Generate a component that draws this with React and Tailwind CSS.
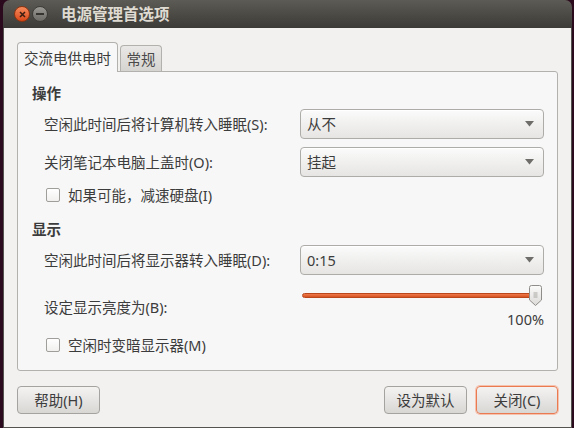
import React from "react";

const font = { fontFamily: '"Noto Sans", "Noto Sans CJK SC", sans-serif' };

function Combo({ value }) {
  return (
    <div className="w-[244px] h-[30px] shrink-0 rounded-[4px] border border-[#aeaca8] bg-gradient-to-b from-[#fbfbfb] to-[#e6e5e3] flex items-center pl-[6px] pr-[9px] shadow-[inset_0_1px_0_#ffffff]">
      <span className="flex-1 text-[14.5px] leading-[18px] text-[#3c3c3c]">{value}</span>
      <svg width="9" height="6" viewBox="0 0 9 6">
        <path d="M0 0 L9 0 L4.5 5.5 Z" fill="#6e6d6a" />
      </svg>
    </div>
  );
}

function Check({ label }) {
  return (
    <div className="h-[28px] flex items-center pl-[14px] gap-[8px]">
      <div className="w-[14px] h-[14px] rounded-[2px] border border-[#a09e9a] bg-gradient-to-b from-white to-[#f1f0ef]" />
      <span className="text-[14.5px] leading-[18px] text-[#3c3c3c]">{label}</span>
    </div>
  );
}

function Button({ children, def }) {
  return (
    <div
      className={
        "h-[28px] rounded-[4px] flex items-center justify-center text-[14.5px] leading-[18px] text-[#3c3c3c] bg-gradient-to-b from-[#f4f3f2] to-[#d9d7d4] " +
        (def
          ? "w-[82px] border border-[#e97a52] shadow-[0_0_0_1px_#f6c2ad]"
          : "w-[83px] border border-[#a5a39f]")
      }
    >
      {children}
    </div>
  );
}

export default function App() {
  return (
    <div className="w-[574px] h-[428px] bg-[#2b0a1e] flex pl-[3px] pr-[2px] overflow-hidden" style={font}>
      <div className="flex-1 flex flex-col rounded-t-[7px] overflow-hidden">
        {/* Title bar */}
        <div className="h-[28px] shrink-0 bg-gradient-to-b from-[#5d5b55] to-[#3c3b37] flex items-center pl-[11px]">
          <div className="w-[16px] h-[16px] rounded-full bg-gradient-to-b from-[#f68a5a] to-[#d84615] border border-[#8e3412] flex items-center justify-center">
            <svg width="7" height="7" viewBox="0 0 7 7">
              <path d="M1 1 L6 6 M6 1 L1 6" stroke="#3a1c10" strokeWidth="1.5" />
            </svg>
          </div>
          <div className="ml-[2px] w-[16px] h-[16px] rounded-full bg-gradient-to-b from-[#9b9993] to-[#6c6a65] border border-[#3e3d39] flex items-center justify-center">
            <div className="w-[8px] h-[2px] bg-[#35342f]" />
          </div>
          <span className="ml-[13px] text-[15.5px] leading-[20px] font-bold text-[#dfdbd2]">电源管理首选项</span>
        </div>

        {/* Body */}
        <div className="flex-1 bg-[#f2f1f0] flex flex-col px-[13px] pt-[14px] border-l border-r border-b border-[#55534f]">
          {/* Tabs */}
          <div className="flex items-end h-[29px] relative z-10">
            <div className="w-[101px] h-[30px] -mb-px rounded-t-[4px] border border-b-0 border-[#b3b1ad] bg-[#f7f7f7] flex items-center justify-center text-[14.5px] leading-[18px] text-[#3c3c3c]">
              交流电供电时
            </div>
            <div className="ml-[2px] w-[42px] h-[26px] rounded-t-[4px] border border-b-0 border-[#b3b1ad] bg-gradient-to-b from-[#e9e8e6] to-[#d6d4d1] flex items-center justify-center text-[14.5px] leading-[18px] text-[#4a4a4a]">
              常规
            </div>
          </div>

          {/* Panel */}
          <div className="h-[300px] rounded-b-[3px] rounded-tr-[3px] border border-[#b3b1ad] bg-[#f7f7f7] pt-[12px] pl-[14px] pr-[13px] flex flex-col">
            <div className="h-[18px] text-[14.5px] leading-[18px] font-bold text-[#3c3c3c]">操作</div>

            <div className="mt-[7px] h-[30px] flex items-center">
              <span className="flex-1 pl-[12px] text-[14.5px] leading-[18px] text-[#3c3c3c]">空闲此时间后将计算机转入睡眠(S):</span>
              <Combo value="从不" />
            </div>
            <div className="mt-[8px] h-[30px] flex items-center">
              <span className="flex-1 pl-[12px] text-[14.5px] leading-[18px] text-[#3c3c3c]">关闭笔记本电脑上盖时(O):</span>
              <Combo value="挂起" />
            </div>
            <div className="mt-[4px]">
              <Check label="如果可能，减速硬盘(I)" />
            </div>

            <div className="mt-[11px] h-[18px] text-[14.5px] leading-[18px] font-bold text-[#3c3c3c]">显示</div>

            <div className="mt-[7px] h-[30px] flex items-center">
              <span className="flex-1 pl-[12px] text-[14.5px] leading-[18px] text-[#3c3c3c]">空闲此时间后将显示器转入睡眠(D):</span>
              <Combo value="0:15" />
            </div>

            <div className="mt-[10px] flex items-center">
              <span className="flex-1 pl-[12px] text-[14.5px] leading-[18px] text-[#3c3c3c] pt-[2px]">设定显示亮度为(B):</span>
              <div className="w-[244px] shrink-0 flex flex-col">
                <div className="h-[20px] flex items-center pl-[2px] pr-[2px]">
                  <div className="flex-1 h-[5px] rounded-full bg-gradient-to-b from-[#f07a4a] to-[#d5521f] border border-[#b9471b]" />
                  <svg width="13" height="21" viewBox="0 0 13 21" className="-ml-[12px] shrink-0">
                    <defs>
                      <linearGradient id="tg" x1="0" y1="0" x2="0" y2="1">
                        <stop offset="0" stopColor="#fbfbfb" />
                        <stop offset="1" stopColor="#dcdad7" />
                      </linearGradient>
                    </defs>
                    <path d="M2.5 0.5 H10.5 Q12.5 0.5 12.5 2.5 V15 L6.5 20.5 L0.5 15 V2.5 Q0.5 0.5 2.5 0.5 Z" fill="url(#tg)" stroke="#8f8d89" />
                    <path d="M4.5 8 H8.5 M4.5 10 H8.5 M4.5 12 H8.5" stroke="#a9a7a3" strokeWidth="1" />
                  </svg>
                </div>
                <div className="mt-[6px] h-[16px] text-right text-[14.5px] leading-[16px] text-[#3c3c3c]">100%</div>
              </div>
            </div>

            <div className="mt-[4px]">
              <Check label="空闲时变暗显示器(M)" />
            </div>
          </div>

          {/* Buttons */}
          <div className="mt-[15px] flex items-center">
            <Button>帮助(H)</Button>
            <div className="flex-1" />
            <Button>设为默认</Button>
            <div className="w-[9px]" />
            <Button def>关闭(C)</Button>
          </div>
        </div>
      </div>
    </div>
  );
}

■ SET EXERCISE
Repeat the material above word for word, please, apart from its images.

■ RESULT OF THE EXERCISE
Generate a component that draws this with React and Tailwind CSS.
import React from "react";

const font = { fontFamily: '"Noto Sans", "Noto Sans CJK SC", sans-serif' };

function Combo({ value }) {
  return (
    <div className="w-[244px] h-[30px] shrink-0 rounded-[4px] border border-[#aeaca8] bg-gradient-to-b from-[#fbfbfb] to-[#e6e5e3] flex items-center pl-[6px] pr-[9px] shadow-[inset_0_1px_0_#ffffff]">
      <span className="flex-1 text-[14.5px] leading-[18px] text-[#3c3c3c]">{value}</span>
      <svg width="9" height="6" viewBox="0 0 9 6">
        <path d="M0 0 L9 0 L4.5 5.5 Z" fill="#6e6d6a" />
      </svg>
    </div>
  );
}

function Check({ label }) {
  return (
    <div className="h-[28px] flex items-center pl-[14px] gap-[8px]">
      <div className="w-[14px] h-[14px] rounded-[2px] border border-[#a09e9a] bg-gradient-to-b from-white to-[#f1f0ef]" />
      <span className="text-[14.5px] leading-[18px] text-[#3c3c3c]">{label}</span>
    </div>
  );
}

function Button({ children, def }) {
  return (
    <div
      className={
        "h-[28px] rounded-[4px] flex items-center justify-center text-[14.5px] leading-[18px] text-[#3c3c3c] bg-gradient-to-b from-[#f4f3f2] to-[#d9d7d4] " +
        (def
          ? "w-[82px] border border-[#e97a52] shadow-[0_0_0_1px_#f6c2ad]"
          : "w-[83px] border border-[#a5a39f]")
      }
    >
      {children}
    </div>
  );
}

export default function App() {
  return (
    <div className="w-[574px] h-[428px] bg-[#2b0a1e] flex pl-[3px] pr-[2px] overflow-hidden" style={font}>
      <div className="flex-1 flex flex-col rounded-t-[7px] overflow-hidden">
        {/* Title bar */}
        <div className="h-[28px] shrink-0 bg-gradient-to-b from-[#5d5b55] to-[#3c3b37] flex items-center pl-[11px]">
          <div className="w-[16px] h-[16px] rounded-full bg-gradient-to-b from-[#f68a5a] to-[#d84615] border border-[#8e3412] flex items-center justify-center">
            <svg width="7" height="7" viewBox="0 0 7 7">
              <path d="M1 1 L6 6 M6 1 L1 6" stroke="#3a1c10" strokeWidth="1.5" />
            </svg>
          </div>
          <div className="ml-[2px] w-[16px] h-[16px] rounded-full bg-gradient-to-b from-[#9b9993] to-[#6c6a65] border border-[#3e3d39] flex items-center justify-center">
            <div className="w-[8px] h-[2px] bg-[#35342f]" />
          </div>
          <span className="ml-[13px] text-[15.5px] leading-[20px] font-bold text-[#dfdbd2]">电源管理首选项</span>
        </div>

        {/* Body */}
        <div className="flex-1 bg-[#f2f1f0] flex flex-col px-[13px] pt-[14px] border-l border-r border-b border-[#55534f]">
          {/* Tabs */}
          <div className="flex items-end h-[29px] relative z-10">
            <div className="w-[101px] h-[30px] -mb-px rounded-t-[4px] border border-b-0 border-[#b3b1ad] bg-[#f7f7f7] flex items-center justify-center text-[14.5px] leading-[18px] text-[#3c3c3c]">
              交流电供电时
            </div>
            <div className="ml-[2px] w-[42px] h-[26px] rounded-t-[4px] border border-b-0 border-[#b3b1ad] bg-gradient-to-b from-[#e9e8e6] to-[#d6d4d1] flex items-center justify-center text-[14.5px] leading-[18px] text-[#4a4a4a]">
              常规
            </div>
          </div>

          {/* Panel */}
          <div className="h-[300px] rounded-b-[3px] rounded-tr-[3px] border border-[#b3b1ad] bg-[#f7f7f7] pt-[12px] pl-[14px] pr-[13px] flex flex-col">
            <div className="h-[18px] text-[14.5px] leading-[18px] font-bold text-[#3c3c3c]">操作</div>

            <div className="mt-[7px] h-[30px] flex items-center">
              <span className="flex-1 pl-[12px] text-[14.5px] leading-[18px] text-[#3c3c3c]">空闲此时间后将计算机转入睡眠(S):</span>
              <Combo value="从不" />
            </div>
            <div className="mt-[8px] h-[30px] flex items-center">
              <span className="flex-1 pl-[12px] text-[14.5px] leading-[18px] text-[#3c3c3c]">关闭笔记本电脑上盖时(O):</span>
              <Combo value="挂起" />
            </div>
            <div className="mt-[4px]">
              <Check label="如果可能，减速硬盘(I)" />
            </div>

            <div className="mt-[11px] h-[18px] text-[14.5px] leading-[18px] font-bold text-[#3c3c3c]">显示</div>

            <div className="mt-[7px] h-[30px] flex items-center">
              <span className="flex-1 pl-[12px] text-[14.5px] leading-[18px] text-[#3c3c3c]">空闲此时间后将显示器转入睡眠(D):</span>
              <Combo value="0:15" />
            </div>

            <div className="mt-[10px] flex items-center">
              <span className="flex-1 pl-[12px] text-[14.5px] leading-[18px] text-[#3c3c3c] pt-[2px]">设定显示亮度为(B):</span>
              <div className="w-[244px] shrink-0 flex flex-col">
                <div className="h-[20px] flex items-center pl-[2px] pr-[2px]">
                  <div className="flex-1 h-[5px] rounded-full bg-gradient-to-b from-[#f07a4a] to-[#d5521f] border border-[#b9471b]" />
                  <svg width="13" height="21" viewBox="0 0 13 21" className="-ml-[12px] shrink-0">
                    <defs>
                      <linearGradient id="tg" x1="0" y1="0" x2="0" y2="1">
                        <stop offset="0" stopColor="#fbfbfb" />
                        <stop offset="1" stopColor="#dcdad7" />
                      </linearGradient>
                    </defs>
                    <path d="M2.5 0.5 H10.5 Q12.5 0.5 12.5 2.5 V15 L6.5 20.5 L0.5 15 V2.5 Q0.5 0.5 2.5 0.5 Z" fill="url(#tg)" stroke="#8f8d89" />
                    <path d="M4.5 8 H8.5 M4.5 10 H8.5 M4.5 12 H8.5" stroke="#a9a7a3" strokeWidth="1" />
                  </svg>
                </div>
                <div className="mt-[6px] h-[16px] text-right text-[14.5px] leading-[16px] text-[#3c3c3c]">100%</div>
              </div>
            </div>

            <div className="mt-[4px]">
              <Check label="空闲时变暗显示器(M)" />
            </div>
          </div>

          {/* Buttons */}
          <div className="mt-[15px] flex items-center">
            <Button>帮助(H)</Button>
            <div className="flex-1" />
            <Button>设为默认</Button>
            <div className="w-[9px]" />
            <Button def>关闭(C)</Button>
          </div>
        </div>
      </div>
    </div>
  );
}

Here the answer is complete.